A Few Thoughts On the New iPad Pro, For the Photographer

During the Steve Jobs Era, Apple was undoubtedly the most innovative and stylish force in the consumer technology industry, but if the new iPad Pro is any indication, their position has slipped further than I’d realized. It appears that they’re playing catch-up, and worse, they’re playing catch-up to the Microsoft Surface Pro.

The iPad Pro’s selling points are a large, nearly 13″ Retina display (5.6 megapixel… more than double the res. of full HD 1080p screens), an attachable full-size keyboard, compatibility with a sophisticated pen stylus for on-screen editing, and a new 64-bit A9x processor to power it. What’s not to like about that, you might ask?

It’s 2015, to begin with, and “Retina” displays just aren’t new technology anymore. Modern PCs like the 13″ Asus Zenbooks have been available with 4K displays for well over a year now. And for those of you who haven’t done the math, 4K screens typically have about 8.3 million pixels.  Indeed, the screen on my Google Nexus 10 tablet, now almost four years old, contains 4.1 million pixels in a 10″ panel, virtually identical to the pixel density of the new iPad Pro. When it comes to photo editing or just photo-viewing, high pixel density is what will make pixels disappear and your screen look more like a printed, analog image.

Granted, the Zenbook is not a tablet, it’s a laptop (though it weighs only 2.6lbs, while the iPad Pro is 1.6lbs). But lightweight laptops like the Zenbook are also not exactly new, and Samsung and Panasonic are already set to release 4K tablets this year. The Lenovo Yoga convertible tablet/laptop and several others share the same screen pixel density as the new iPad Pro.

You’re off to a disappointing start, iPad Pro.

Microsoft Surface Pro 3
Microsoft Surface Pro 3 with keyboard and pen.

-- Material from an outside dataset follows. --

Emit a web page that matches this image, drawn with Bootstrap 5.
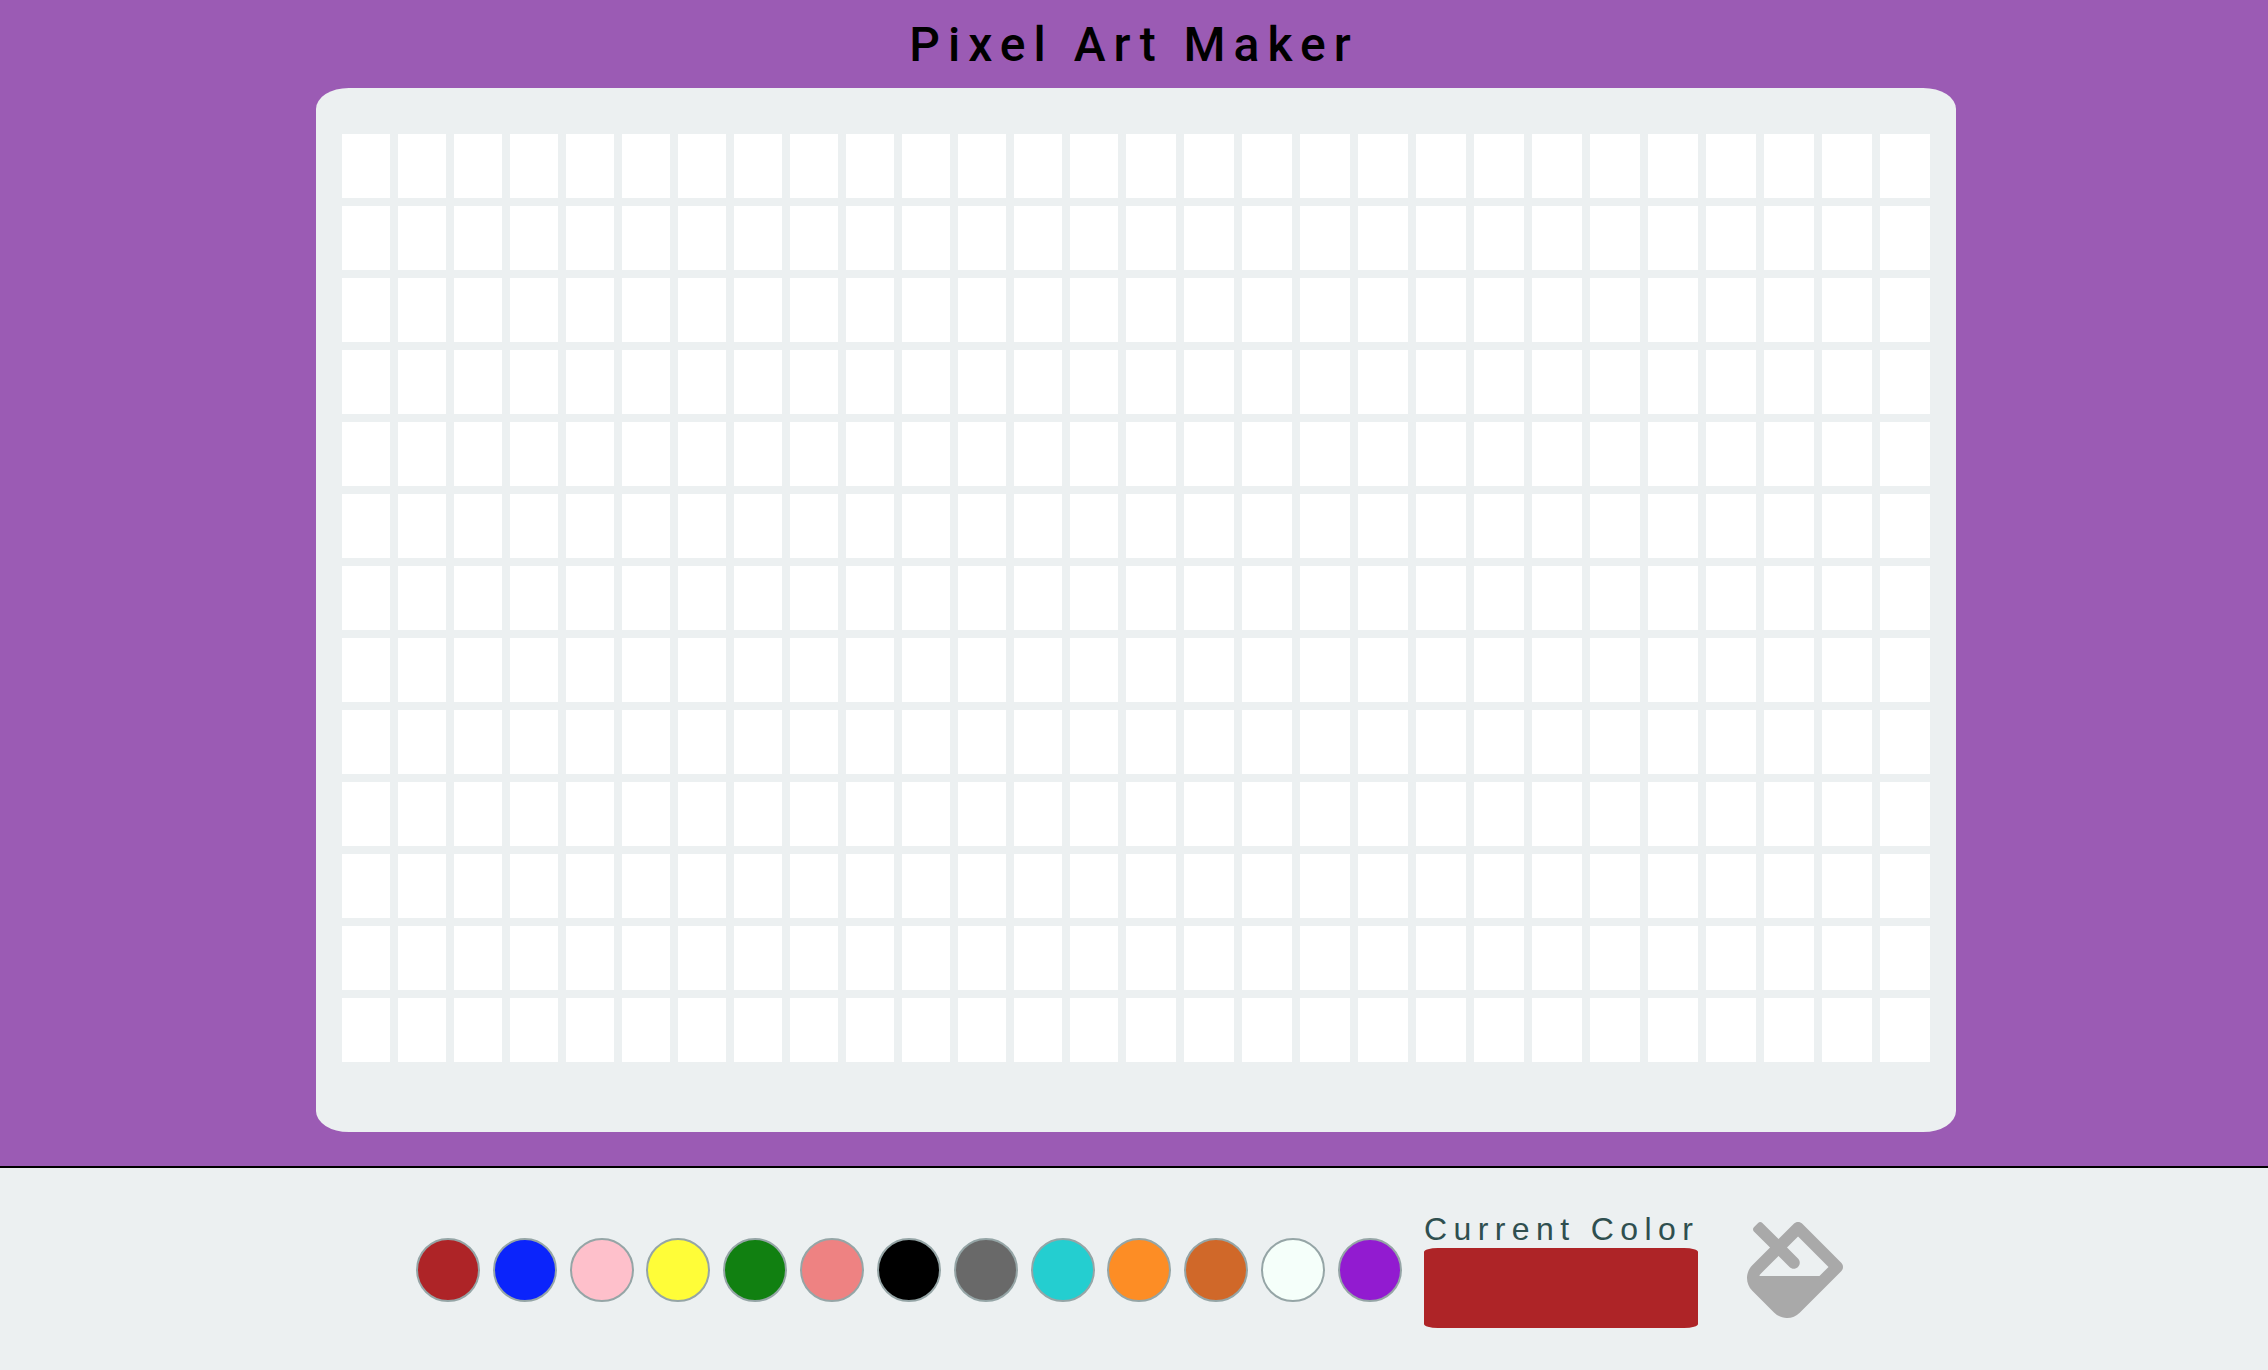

What about Apple’s “Smart Keyboard”, which attaches to the iPad via it’s “Smart Connector” port, obviating the need for a keyboard battery or Bluetooth connection? That would have been quite smart before the Microsoft Surface Pro started using it a couple of years ago, and indeed, several other tablets have used something similar for even longer. At this point, it just looks like the iPad is another copycat.

Poor show, iPad Pro.

The iPad Pro and Apple Pencil
The iPad Pro and Apple Pencil

The Apple Pencil, though, is pretty cool. Unlike the Microsoft Surface stylus, which only has pressure sensitivity, the Apple Pencil also has tilt-sensitivity.  Cool, but not especially useful for most photographers, or most people for that matter. For photo editing, I use a Wacom Intuos tablet, and I find the pressure sensitivity wonderful, but I have never run across a situation in which pen-tilt would be useful… at least, not in photo editing. Of course, tilt-control has been available on Wacom Intuos and Cintiq tablets for many years, and they’re popular with artists who paint or draw with them, digitally. And artists who want to use the Apple Pencil to draw or paint digitally would undoubtedly find the tilt-control helpful if…

…the iPad supported their favorite software. However, the iPad doesn’t run OSX, it runs iOS9, which means that it does not support Photoshop, or Illustrator, or Premier, or After Effects. So, if you’re a photographer or videographer/motion artist, and want to free the powerful processor buried inside the iPad Pro, you’ll have to learn some new software to do it… and accept that you may not be able to transfer the project files you create to your computer for further editing.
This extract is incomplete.